The Super-Secret Christmas Robe from 1951

By on January 7, 2014

A couple of years ago, I found an amazing vintage Mens’ robe pattern on Etsy and fell in love. I snapped it up, ordered some gorgeous rayon fabric and some ultra-soft micro fleece to line it with. When the pattern arrived  I was so excited… and then somehow I never made it. You know how it is, projects pile up, work gets too busy and then before you know it, it’s two years later – no robe.

So this year I was determined to sew it for my husband for Christmas, and I was determined that he wouldn’t even know I was sewing something for him. In the middle of finals project and a really busy month at Mrs. Depew Vintage I was sewing this robe like a crazy person. And let me tell you, lining rayon with micro fleece is about as easy as getting a puppy to hold still during a cat parade.
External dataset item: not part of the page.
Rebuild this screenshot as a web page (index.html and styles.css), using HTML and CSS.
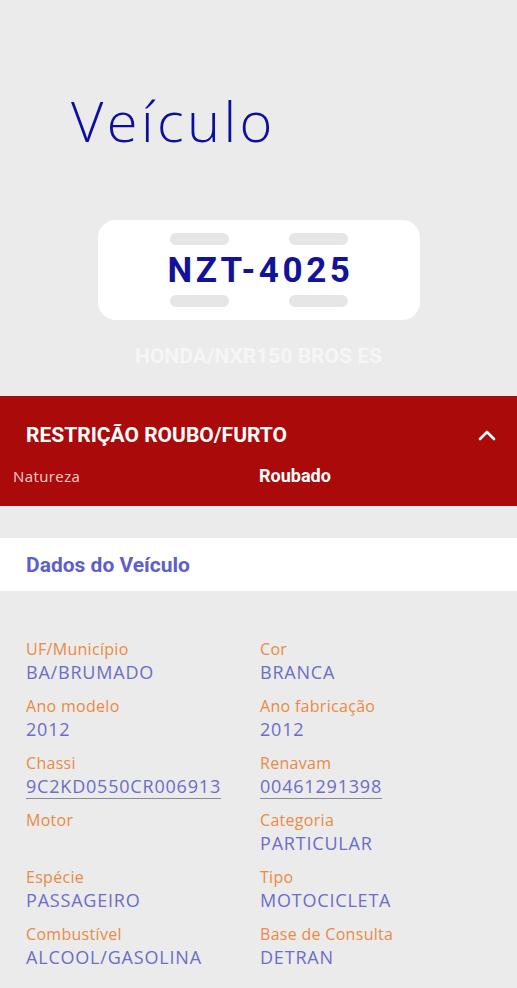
FILE: index.html
```html
<!DOCTYPE html>
<html lang="pt-BR">

<head>
  <meta charset="utf-8">
  <title>Veículo</title>
  <link rel="stylesheet" href="styles.css">
</head>

<body>
  <div class="page">
    <h1 class="pageTitle">Veículo</h1>

    <!-- placa -->
    <div class="plate">
      <div class="pins"><span></span><span></span></div>
      <div class="plateNumber">NZT-4025</div>
      <div class="pins"><span></span><span></span></div>
    </div>
    <p class="model">HONDA/NXR150 BROS ES</p>

    <!-- restrição -->
    <div class="alert">
      <div class="alertHead">
        <span>RESTRIÇÃO ROUBO/FURTO</span>
        <svg class="chevron" width="18" height="12" viewBox="0 0 18 12">
          <path d="M2 10 L9 3 L16 10" fill="none" stroke="#fff" stroke-width="2.6" stroke-linecap="round" stroke-linejoin="round"/>
        </svg>
      </div>
      <div class="alertRow">
        <span class="alertLabel">Natureza</span>
        <span class="alertValue">Roubado</span>
      </div>
    </div>

    <div class="sectionTitle">Dados do Veículo</div>

    <!-- dados -->
    <div class="dataGrid">
      <div class="item"><div class="label">UF/Município</div><div class="value">BA/BRUMADO</div></div>
      <div class="item"><div class="label">Cor</div><div class="value">BRANCA</div></div>
      <div class="item"><div class="label">Ano modelo</div><div class="value">2012</div></div>
      <div class="item"><div class="label">Ano fabricação</div><div class="value">2012</div></div>
      <div class="item"><div class="label">Chassi</div><div class="value"><span class="link">9C2KD0550CR006913</span></div></div>
      <div class="item"><div class="label">Renavam</div><div class="value"><span class="link">00461291398</span></div></div>
      <div class="item"><div class="label">Motor</div><div class="value"></div></div>
      <div class="item"><div class="label">Categoria</div><div class="value">PARTICULAR</div></div>
      <div class="item"><div class="label">Espécie</div><div class="value">PASSAGEIRO</div></div>
      <div class="item"><div class="label">Tipo</div><div class="value">MOTOCICLETA</div></div>
      <div class="item"><div class="label">Combustível</div><div class="value">ALCOOL/GASOLINA</div></div>
      <div class="item"><div class="label">Base de Consulta</div><div class="value">DETRAN</div></div>
    </div>
  </div>
</body>

</html>
```

FILE: styles.css
```css
* {
  margin: 0;
  padding: 0;
}

body {
  background: #ebebeb;
  font-family: "Open Sans", "DejaVu Sans", sans-serif;
}

.page {
  width: 517px;
  height: 988px;
  overflow: hidden;
}

/* titulo */
.pageTitle {
  font-family: "Open Sans", sans-serif;
  font-weight: 300;
  font-size: 56px;
  letter-spacing: 3.4px;
  line-height: 60px;
  color: #0c0f9c;
  padding: 90px 0 0 71px;
}

/* placa */
.plate {
  width: 322px;
  height: 100px;
  margin: 70px 0 0 98px;
  background: #fff;
  border-radius: 18px;
  box-sizing: border-box;
  padding-top: 13px;
}

.pins {
  display: flex;
  justify-content: center;
  gap: 60px;
}

.pins span {
  display: block;
  width: 59px;
  height: 12px;
  border-radius: 6px;
  background: #e6e6e6;
}

.plateNumber {
  height: 50px;
  line-height: 51px;
  text-align: center;
  font-family: Roboto, sans-serif;
  font-weight: 700;
  font-size: 35px;
  letter-spacing: 3.6px;
  text-indent: 3px;
  color: #12129a;
}

.model {
  text-align: center;
  font-family: Roboto, sans-serif;
  font-weight: 700;
  font-size: 21px;
  line-height: 22px;
  color: #f6f6f6;
  margin-top: 25px;
}

/* faixa vermelha */
.alert {
  background: #ab0a0a;
  height: 110px;
  margin-top: 29px;
  color: #fff;
}

.alertHead {
  display: flex;
  justify-content: space-between;
  align-items: center;
  padding: 26px 21px 0 26px;
  font-family: Roboto, sans-serif;
  font-weight: 700;
  font-size: 21px;
  line-height: 26px;
}

.alertRow {
  display: flex;
  align-items: baseline;
  padding: 17px 0 0 13px;
}

.alertLabel {
  width: 246px;
  font-size: 15px;
  letter-spacing: 0.4px;
  color: #f5cfcf;
}

.alertValue {
  font-family: Roboto, sans-serif;
  font-weight: 700;
  font-size: 18px;
}

.sectionTitle {
  margin-top: 32px;
  height: 53px;
  line-height: 54px;
  background: #fff;
  padding-left: 26px;
  font-family: Roboto, sans-serif;
  font-weight: 700;
  font-size: 21px;
  color: #5d5fcb;
}

/* grade de dados */
.dataGrid {
  display: grid;
  grid-template-columns: 234px 1fr;
  grid-auto-rows: 57px;
  padding: 47px 0 0 26px;
}

.label {
  font-size: 16px;
  letter-spacing: 0.3px;
  line-height: 22px;
  color: #ea8a45;
}

.value {
  font-size: 18px;
  letter-spacing: 0.8px;
  line-height: 25px;
  color: #6b6dc9;
  height: 25px;
}

.link {
  border-bottom: 1px solid #8a8a9a;
}
```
I sewed between assignments and studying, before and after work, at midnight while he was working night shifts (gotta love the military) and every time my husband rode his motorcycle into the driveway I madly dashed to stash everything into my studio closet and delint the threads from my clothes to hide any evidence of my undertaking.

Vogue 8753 Robe Front

 

Vogue 8753 Robe Lining.

 

Vogue 8753 Robe Cuff Embroidery

The work paid off though and it came out perfect –  and he loves it!